Subtitled A Holocaust Story, this is really more about friendship and promise than the Holocaust itself.
Historically, the background is Denmark during the second World War.
Willy's father owns a shop selling odds and ends - everything from an enormous bronze angel to a haunting painting of The Lady.
Max's father is a Jewish professor who buys The Lady. Willy & Max become friends - declaring they will be friends forever.
When the Nazis come, Max and his father flee leaving The Lady in the care of Willy's father.
Both boy's fidelity to the 'friends forever' promise provides the final happy resolution to the story. Max survives the Holocaust, though this isn't clear for a while.
The illustrations are beautiful - just a touch of impressionism makes them feel as though they are of the time. The words are easy to read aloud and the story flows smoothly.

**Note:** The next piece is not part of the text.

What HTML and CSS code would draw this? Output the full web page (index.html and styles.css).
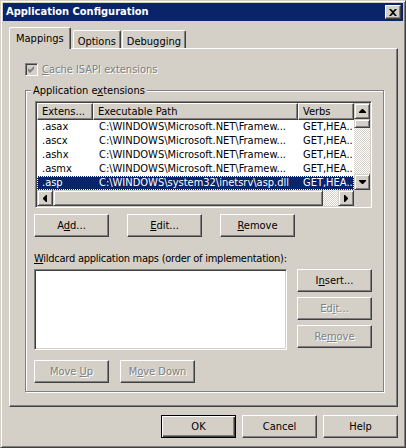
FILE: index.html
```html
<!DOCTYPE html>
<html lang="en">
<head>
    <meta charset="utf-8">
    <title>Application Configuration</title>
    <link rel="stylesheet" href="styles.css">
</head>
<body>
<div class="window">
    <div class="titlebar">
        <span class="title">Application Configuration</span>
        <span class="closebtn">
            <svg width="8" height="7" viewBox="0 0 8 7"><path d="M0 0h2l2 2 2-2h2L5 3.5 8 7H6L4 5 2 7H0l3-3.5z" fill="#000"/></svg>
        </span>
    </div>

    <div class="tabs">
        <div class="tab selected">Mappings</div>
        <div class="tab first-after">Options</div>
        <div class="tab">Debugging</div>
    </div>

    <div class="panel">
        <div class="checkrow disabled">
            <span class="checkbox">
                <svg width="9" height="9" viewBox="0 0 9 9"><path d="M1 3l2 2 4-4v3L3 8 1 6z" fill="#808080"/></svg>
            </span>
            <span><u>C</u>ache ISAPI extensions</span>
        </div>

        <fieldset class="group">
            <legend>Application e<u>x</u>tensions</legend>

            <div class="listview">
                <div class="lv-main">
                    <div class="lv-body">
                        <div class="lv-head">
                            <div class="hcell c1">Extens...</div>
                            <div class="hcell c2">Executable Path</div>
                            <div class="hcell c3">Verbs</div>
                        </div>
                        <div class="lv-row"><div class="cell c1">.asax</div><div class="cell c2">C:\WINDOWS\Microsoft.NET\Framew...</div><div class="cell c3">GET,HEA..</div></div>
                        <div class="lv-row"><div class="cell c1">.ascx</div><div class="cell c2">C:\WINDOWS\Microsoft.NET\Framew...</div><div class="cell c3">GET,HEA..</div></div>
                        <div class="lv-row"><div class="cell c1">.ashx</div><div class="cell c2">C:\WINDOWS\Microsoft.NET\Framew...</div><div class="cell c3">GET,HEA..</div></div>
                        <div class="lv-row"><div class="cell c1">.asmx</div><div class="cell c2">C:\WINDOWS\Microsoft.NET\Framew...</div><div class="cell c3">GET,HEA..</div></div>
                        <div class="lv-row active"><div class="cell c1">.asp</div><div class="cell c2">C:\WINDOWS\system32\inetsrv\asp.dll</div><div class="cell c3">GET,HEA..</div></div>
                    </div>
                    <div class="vscroll">
                        <div class="sbtn"><svg width="7" height="4" viewBox="0 0 7 4"><path d="M3 0h1l3 3v1H0V3z" fill="#000"/></svg></div>
                        <div class="vthumb"></div>
                        <div class="track"></div>
                        <div class="sbtn"><svg width="7" height="4" viewBox="0 0 7 4"><path d="M0 0h7v1L4 4H3L0 1z" fill="#000"/></svg></div>
                    </div>
                </div>
                <div class="hscroll">
                    <div class="sbtn"><svg width="4" height="7" viewBox="0 0 4 7"><path d="M0 3v1l3 3h1V0H3z" fill="#000"/></svg></div>
                    <div class="hthumb"></div>
                    <div class="track"></div>
                    <div class="sbtn"><svg width="4" height="7" viewBox="0 0 4 7"><path d="M0 0v7h1l3-3V3L1 0z" fill="#000"/></svg></div>
                    <div class="corner"></div>
                </div>
            </div>

            <div class="btnrow">
                <div class="btn">A<u>d</u>d...</div>
                <div class="btn"><u>E</u>dit...</div>
                <div class="btn"><u>R</u>emove</div>
            </div>

            <div class="label"><u>W</u>ildcard application maps (order of implementation):</div>

            <div class="wildrow">
                <div class="listbox"></div>
                <div class="sidebtns">
                    <div class="btn">I<u>n</u>sert...</div>
                    <div class="btn disabled">Ed<u>i</u>t...</div>
                    <div class="btn disabled">Re<u>m</u>ove</div>
                </div>
            </div>

            <div class="btnrow moverow">
                <div class="btn disabled">Move <u>U</u>p</div>
                <div class="btn disabled">M<u>o</u>ve Down</div>
            </div>
        </fieldset>
    </div>

    <div class="footer">
        <div class="btn default">OK</div>
        <div class="btn">Cancel</div>
        <div class="btn">Help</div>
    </div>
</div>
</body>
</html>
```

FILE: styles.css
```css
html, body {
    margin: 0;
    padding: 0;
}
body {
    width: 406px;
    height: 448px;
    background: #D4D0C8;
    font-family: Tahoma, "DejaVu Sans Condensed", "Liberation Sans", sans-serif;
    font-size: 11px;
    color: #000;
}
u {
    text-decoration: underline;
    text-underline-offset: 1px;
}

/* window frame */
.window {
    box-sizing: border-box;
    width: 406px;
    height: 448px;
    border: 1px solid;
    border-color: #D4D0C8 #404040 #404040 #D4D0C8;
    box-shadow: inset 1px 1px #fff, inset -1px -1px #808080;
    padding: 2px;
    display: flex;
    flex-direction: column;
}
.titlebar {
    height: 18px;
    background: #0A246A;
    display: flex;
    align-items: center;
    padding-left: 3px;
}
.title {
    color: #fff;
    font-weight: bold;
    line-height: 18px;
}
.closebtn {
    margin-left: auto;
    margin-right: 2px;
    box-sizing: border-box;
    width: 16px;
    height: 14px;
    background: #D4D0C8;
    border: 1px solid;
    border-color: #fff #404040 #404040 #fff;
    box-shadow: inset -1px -1px #808080;
    display: flex;
    align-items: center;
    justify-content: center;
    padding-right: 1px;
}

/* tabs */
.tabs {
    display: flex;
    align-items: flex-end;
    height: 21px;
    padding-top: 6px;
    margin-left: 6px;
}
.tab {
    box-sizing: border-box;
    height: 18px;
    padding: 4px 4px 0 4px;
    line-height: 13px;
    border: 1px solid;
    border-bottom: none;
    border-color: #fff #404040 #404040 #fff;
    border-radius: 2px 2px 0 0;
    box-shadow: inset -1px 0 #808080;
    margin-right: 1px;
}
.tab.selected {
    height: 22px;
    padding: 4px 6px 0 6px;
    margin-bottom: -1px;
    margin-right: 0;
    background: #D4D0C8;
    position: relative;
    z-index: 1;
}
.tab.first-after {
    margin-left: 2px;
}

/* page */
.panel {
    margin: 0 5px 0 6px;
    border: 1px solid;
    border-color: #fff #404040 #404040 #fff;
    box-shadow: inset -1px -1px #808080;
    padding: 13px 13px 14px 15px;
}
.checkrow {
    display: flex;
    align-items: center;
    height: 15px;
    gap: 4px;
}
.disabled {
    color: #808080;
    text-shadow: 1px 1px 0 #fff;
}
.checkbox {
    box-sizing: border-box;
    width: 13px;
    height: 13px;
    border: 1px solid;
    border-color: #808080 #fff #fff #808080;
    box-shadow: inset 1px 1px #404040, inset -1px -1px #D4D0C8;
    background: #D4D0C8;
    padding: 1px;
    display: flex;
}

.group {
    margin: 7px 0 0 0;
    min-width: 0;
    border: 1px solid #808080;
    box-shadow: inset 1px 1px #fff, 1px 1px #fff;
    padding: 4px 10px 8px 8px;
}
.group legend {
    padding: 0 2px;
    margin-left: -3px;
    line-height: 13px;
    background: #D4D0C8;
}

/* list view */
.listview {
    box-sizing: border-box;
    width: 337px;
    margin-left: 1px;
    border: 1px solid;
    border-color: #808080 #fff #fff #808080;
    box-shadow: inset 1px 1px #404040, inset -1px -1px #D4D0C8;
    padding: 1px;
    background: #fff;
}
.lv-main {
    display: flex;
}
.lv-body {
    width: 317px;
    overflow: hidden;
}
.lv-head {
    display: flex;
    height: 17px;
    background: #D4D0C8;
}
.hcell {
    box-sizing: border-box;
    height: 17px;
    line-height: 15px;
    border: 1px solid;
    border-color: #fff #404040 #404040 #fff;
    box-shadow: inset -1px -1px #808080;
    padding-left: 4px;
    white-space: nowrap;
}
.c1 { width: 56px; flex: none; }
.c2 { width: 205px; flex: none; }
.c3 { width: 56px; flex: none; }
.lv-row {
    display: flex;
    height: 14px;
    line-height: 14px;
}
.cell {
    box-sizing: border-box;
    padding-left: 5px;
    white-space: nowrap;
}
.cell.c2 {
    padding-left: 6px;
}
.lv-row.active {
    background: #0A246A;
    color: #fff;
    outline: 1px dotted #fff;
    outline-offset: -1px;
}

.vscroll {
    width: 16px;
    display: flex;
    flex-direction: column;
}
.sbtn, .vthumb, .hthumb {
    box-sizing: border-box;
    flex: none;
    width: 16px;
    height: 16px;
    background: #D4D0C8;
    border: 1px solid;
    border-color: #D4D0C8 #404040 #404040 #D4D0C8;
    box-shadow: inset 1px 1px #fff, inset -1px -1px #808080;
    display: flex;
    align-items: center;
    justify-content: center;
}
.vthumb {
    height: 9px;
}
.track {
    flex: 1;
    background: repeating-conic-gradient(#fff 0 25%, #D4D0C8 0 50%) 0 0 / 2px 2px;
}
.hscroll {
    display: flex;
    height: 16px;
    background: #D4D0C8;
}
.hthumb {
    width: 270px;
}
.corner {
    width: 16px;
    height: 16px;
    background: #D4D0C8;
}

/* buttons */
.btnrow {
    display: flex;
    gap: 18px;
    margin-top: 6px;
}
.btn {
    box-sizing: border-box;
    width: 75px;
    height: 23px;
    flex: none;
    line-height: 21px;
    text-align: center;
    background: #D4D0C8;
    border: 1px solid;
    border-color: #fff #404040 #404040 #fff;
    box-shadow: inset -1px -1px #808080;
}
.btn.default {
    border-color: #000;
    box-shadow: inset 1px 1px #fff, inset -1px -1px #404040, inset -2px -2px #808080;
}
.label {
    margin-top: 15px;
    line-height: 13px;
    letter-spacing: -0.25px;
}
.wildrow {
    display: flex;
    gap: 10px;
    margin-top: 4px;
}
.listbox {
    box-sizing: border-box;
    width: 253px;
    height: 81px;
    background: #fff;
    border: 1px solid;
    border-color: #808080 #fff #fff #808080;
    box-shadow: inset 1px 1px #404040, inset -1px -1px #D4D0C8;
}
.sidebtns {
    display: flex;
    flex-direction: column;
    gap: 5px;
}
.moverow {
    margin-top: 10px;
    gap: 11px;
}

.footer {
    display: flex;
    justify-content: flex-end;
    gap: 6px;
    margin-top: 8px;
    padding-right: 5px;
}
```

The preciousness of friendship - of risk taking for that which is right - of protecting good - of love that crosses boundaries of circumstance and time - and the harshness of prejudice and hate are all evident here.
We bought Willy & Max from the Sydney Jewish Museum in 2007 and it is still one of our most-read picture books - our thirteen-year-old will often pull it off the shelf and ask for it be read aloud again.
It's a book that puts everyday concerns into perspective while re-affirming goodness in the world and in its people.